» **WORK TO DO**
Print, word for word, every line from the beginning of the listing up to and including the line with "확인할 수 있습니다.</p>". Pictures are to be excluded.

» **GIVEN DATA**
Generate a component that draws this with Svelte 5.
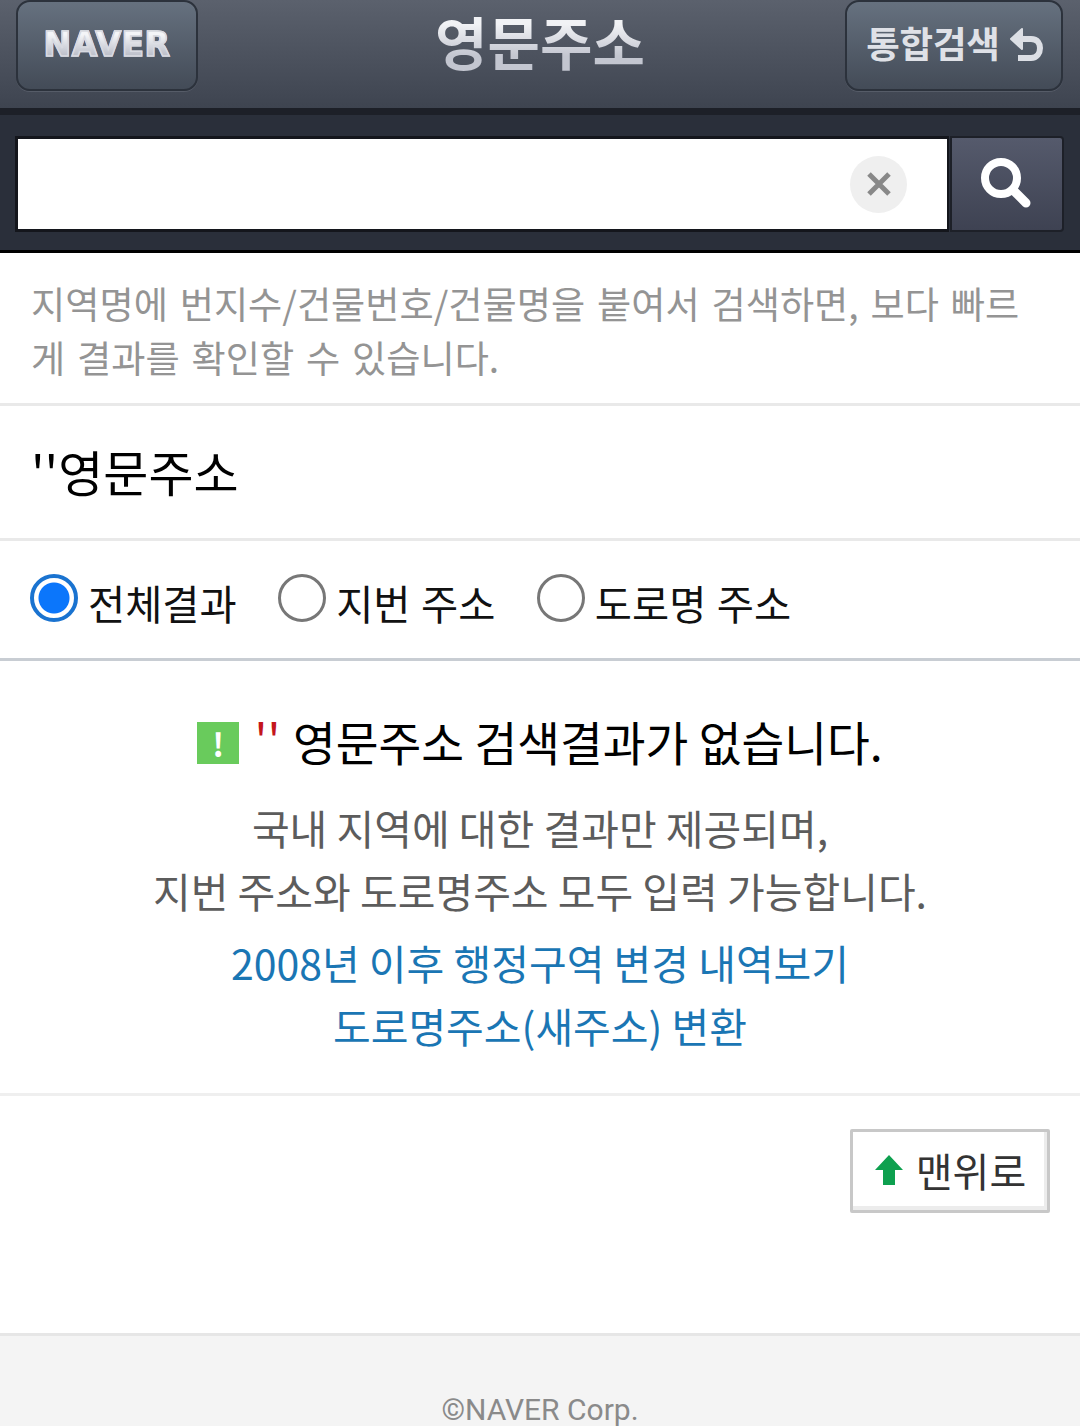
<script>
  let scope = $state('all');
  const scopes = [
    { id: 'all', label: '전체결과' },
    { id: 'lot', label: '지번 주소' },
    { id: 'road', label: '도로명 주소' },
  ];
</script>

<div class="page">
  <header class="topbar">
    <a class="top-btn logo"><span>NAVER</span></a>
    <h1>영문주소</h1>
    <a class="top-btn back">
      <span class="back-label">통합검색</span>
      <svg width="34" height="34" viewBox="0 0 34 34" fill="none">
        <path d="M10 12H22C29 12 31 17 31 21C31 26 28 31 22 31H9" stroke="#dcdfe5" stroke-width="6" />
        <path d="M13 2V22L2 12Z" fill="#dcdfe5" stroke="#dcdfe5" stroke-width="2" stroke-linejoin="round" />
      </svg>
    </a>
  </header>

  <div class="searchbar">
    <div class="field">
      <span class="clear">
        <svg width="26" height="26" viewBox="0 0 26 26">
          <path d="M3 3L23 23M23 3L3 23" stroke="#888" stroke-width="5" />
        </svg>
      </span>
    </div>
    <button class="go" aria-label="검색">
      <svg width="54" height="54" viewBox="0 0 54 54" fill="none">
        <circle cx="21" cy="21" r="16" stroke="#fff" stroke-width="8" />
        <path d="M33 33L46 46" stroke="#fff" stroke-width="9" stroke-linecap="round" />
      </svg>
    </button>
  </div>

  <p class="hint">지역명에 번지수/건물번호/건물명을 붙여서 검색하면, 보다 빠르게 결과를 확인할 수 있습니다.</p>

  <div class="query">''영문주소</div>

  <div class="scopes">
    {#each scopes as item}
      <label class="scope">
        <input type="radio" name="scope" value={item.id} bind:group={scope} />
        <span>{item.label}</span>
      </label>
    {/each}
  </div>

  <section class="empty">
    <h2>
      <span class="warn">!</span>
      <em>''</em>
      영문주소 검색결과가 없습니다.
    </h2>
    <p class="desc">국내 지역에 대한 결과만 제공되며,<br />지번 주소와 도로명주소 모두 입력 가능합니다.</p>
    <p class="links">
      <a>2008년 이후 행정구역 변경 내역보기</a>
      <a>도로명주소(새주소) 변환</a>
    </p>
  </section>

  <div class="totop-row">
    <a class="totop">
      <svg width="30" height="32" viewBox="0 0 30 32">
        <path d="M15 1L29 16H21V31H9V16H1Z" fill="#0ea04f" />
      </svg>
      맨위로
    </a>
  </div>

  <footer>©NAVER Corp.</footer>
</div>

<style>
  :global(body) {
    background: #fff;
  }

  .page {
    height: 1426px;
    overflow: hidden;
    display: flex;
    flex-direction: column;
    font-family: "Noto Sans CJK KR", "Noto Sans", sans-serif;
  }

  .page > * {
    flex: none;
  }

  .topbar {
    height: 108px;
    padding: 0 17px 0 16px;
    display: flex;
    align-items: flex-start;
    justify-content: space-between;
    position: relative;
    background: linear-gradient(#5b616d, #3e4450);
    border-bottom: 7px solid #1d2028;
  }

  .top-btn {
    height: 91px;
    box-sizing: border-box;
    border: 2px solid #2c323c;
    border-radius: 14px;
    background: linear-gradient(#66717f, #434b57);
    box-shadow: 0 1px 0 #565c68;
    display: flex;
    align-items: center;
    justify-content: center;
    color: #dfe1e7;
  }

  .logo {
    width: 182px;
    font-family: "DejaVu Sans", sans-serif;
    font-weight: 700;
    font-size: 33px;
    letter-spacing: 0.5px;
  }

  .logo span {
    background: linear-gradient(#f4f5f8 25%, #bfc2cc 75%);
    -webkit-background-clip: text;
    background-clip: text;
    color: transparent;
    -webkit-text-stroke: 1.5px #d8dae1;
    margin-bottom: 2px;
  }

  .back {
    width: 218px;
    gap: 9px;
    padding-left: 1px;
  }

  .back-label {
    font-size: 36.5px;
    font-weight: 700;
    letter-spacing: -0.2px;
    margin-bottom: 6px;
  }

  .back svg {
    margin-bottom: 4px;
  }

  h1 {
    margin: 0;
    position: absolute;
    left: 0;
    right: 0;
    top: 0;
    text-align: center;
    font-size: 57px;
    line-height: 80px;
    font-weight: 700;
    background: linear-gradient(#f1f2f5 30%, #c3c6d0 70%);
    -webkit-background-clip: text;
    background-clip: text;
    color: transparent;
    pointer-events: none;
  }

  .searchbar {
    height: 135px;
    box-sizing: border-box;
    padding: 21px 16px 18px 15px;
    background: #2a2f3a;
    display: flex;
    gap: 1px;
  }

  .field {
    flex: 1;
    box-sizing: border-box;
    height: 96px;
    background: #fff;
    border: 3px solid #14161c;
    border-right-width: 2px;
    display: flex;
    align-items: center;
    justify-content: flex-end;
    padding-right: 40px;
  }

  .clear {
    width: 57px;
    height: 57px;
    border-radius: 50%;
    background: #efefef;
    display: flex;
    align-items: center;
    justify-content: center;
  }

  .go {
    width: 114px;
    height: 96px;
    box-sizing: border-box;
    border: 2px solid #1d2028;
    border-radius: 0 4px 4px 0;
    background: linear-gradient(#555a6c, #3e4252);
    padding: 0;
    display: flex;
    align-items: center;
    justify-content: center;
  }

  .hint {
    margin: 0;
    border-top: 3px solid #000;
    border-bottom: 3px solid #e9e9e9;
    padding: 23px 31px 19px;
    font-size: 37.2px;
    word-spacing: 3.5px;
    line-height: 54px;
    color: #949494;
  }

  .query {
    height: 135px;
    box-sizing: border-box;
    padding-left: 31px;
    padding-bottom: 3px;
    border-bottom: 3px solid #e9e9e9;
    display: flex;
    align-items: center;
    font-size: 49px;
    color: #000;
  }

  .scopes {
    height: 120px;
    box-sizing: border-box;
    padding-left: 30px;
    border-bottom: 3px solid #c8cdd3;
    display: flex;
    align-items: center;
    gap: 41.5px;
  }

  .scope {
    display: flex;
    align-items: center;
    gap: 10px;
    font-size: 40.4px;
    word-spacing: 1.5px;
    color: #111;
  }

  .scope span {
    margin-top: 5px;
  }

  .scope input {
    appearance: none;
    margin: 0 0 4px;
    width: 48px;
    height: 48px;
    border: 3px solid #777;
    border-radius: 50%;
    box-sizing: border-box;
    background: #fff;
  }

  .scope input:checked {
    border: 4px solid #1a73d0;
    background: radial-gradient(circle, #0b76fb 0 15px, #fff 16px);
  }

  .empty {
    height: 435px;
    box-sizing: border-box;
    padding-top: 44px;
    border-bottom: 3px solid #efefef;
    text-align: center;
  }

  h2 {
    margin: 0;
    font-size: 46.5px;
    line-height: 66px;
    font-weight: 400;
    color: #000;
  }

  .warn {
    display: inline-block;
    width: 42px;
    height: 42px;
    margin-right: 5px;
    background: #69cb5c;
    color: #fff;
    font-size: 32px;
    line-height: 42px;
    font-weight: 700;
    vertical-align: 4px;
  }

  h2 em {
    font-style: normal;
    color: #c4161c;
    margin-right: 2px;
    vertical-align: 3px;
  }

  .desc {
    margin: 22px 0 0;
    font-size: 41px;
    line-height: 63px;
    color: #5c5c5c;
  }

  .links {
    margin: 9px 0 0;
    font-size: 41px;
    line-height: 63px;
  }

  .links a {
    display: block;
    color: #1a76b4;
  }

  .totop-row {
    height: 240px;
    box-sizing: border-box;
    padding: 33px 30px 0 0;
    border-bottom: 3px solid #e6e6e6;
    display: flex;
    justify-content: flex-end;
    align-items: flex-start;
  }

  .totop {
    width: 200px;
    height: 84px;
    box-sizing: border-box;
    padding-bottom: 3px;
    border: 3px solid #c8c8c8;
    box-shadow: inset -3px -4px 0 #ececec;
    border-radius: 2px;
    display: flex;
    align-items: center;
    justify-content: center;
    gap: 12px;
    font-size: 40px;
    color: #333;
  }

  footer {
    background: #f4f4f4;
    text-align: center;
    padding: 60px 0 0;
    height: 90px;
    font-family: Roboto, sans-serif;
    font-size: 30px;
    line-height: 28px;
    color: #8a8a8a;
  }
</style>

» **FULL ANSWER**
Generate a component that draws this with Svelte 5.
<script>
  let scope = $state('all');
  const scopes = [
    { id: 'all', label: '전체결과' },
    { id: 'lot', label: '지번 주소' },
    { id: 'road', label: '도로명 주소' },
  ];
</script>

<div class="page">
  <header class="topbar">
    <a class="top-btn logo"><span>NAVER</span></a>
    <h1>영문주소</h1>
    <a class="top-btn back">
      <span class="back-label">통합검색</span>
      <svg width="34" height="34" viewBox="0 0 34 34" fill="none">
        <path d="M10 12H22C29 12 31 17 31 21C31 26 28 31 22 31H9" stroke="#dcdfe5" stroke-width="6" />
        <path d="M13 2V22L2 12Z" fill="#dcdfe5" stroke="#dcdfe5" stroke-width="2" stroke-linejoin="round" />
      </svg>
    </a>
  </header>

  <div class="searchbar">
    <div class="field">
      <span class="clear">
        <svg width="26" height="26" viewBox="0 0 26 26">
          <path d="M3 3L23 23M23 3L3 23" stroke="#888" stroke-width="5" />
        </svg>
      </span>
    </div>
    <button class="go" aria-label="검색">
      <svg width="54" height="54" viewBox="0 0 54 54" fill="none">
        <circle cx="21" cy="21" r="16" stroke="#fff" stroke-width="8" />
        <path d="M33 33L46 46" stroke="#fff" stroke-width="9" stroke-linecap="round" />
      </svg>
    </button>
  </div>

  <p class="hint">지역명에 번지수/건물번호/건물명을 붙여서 검색하면, 보다 빠르게 결과를 확인할 수 있습니다.</p>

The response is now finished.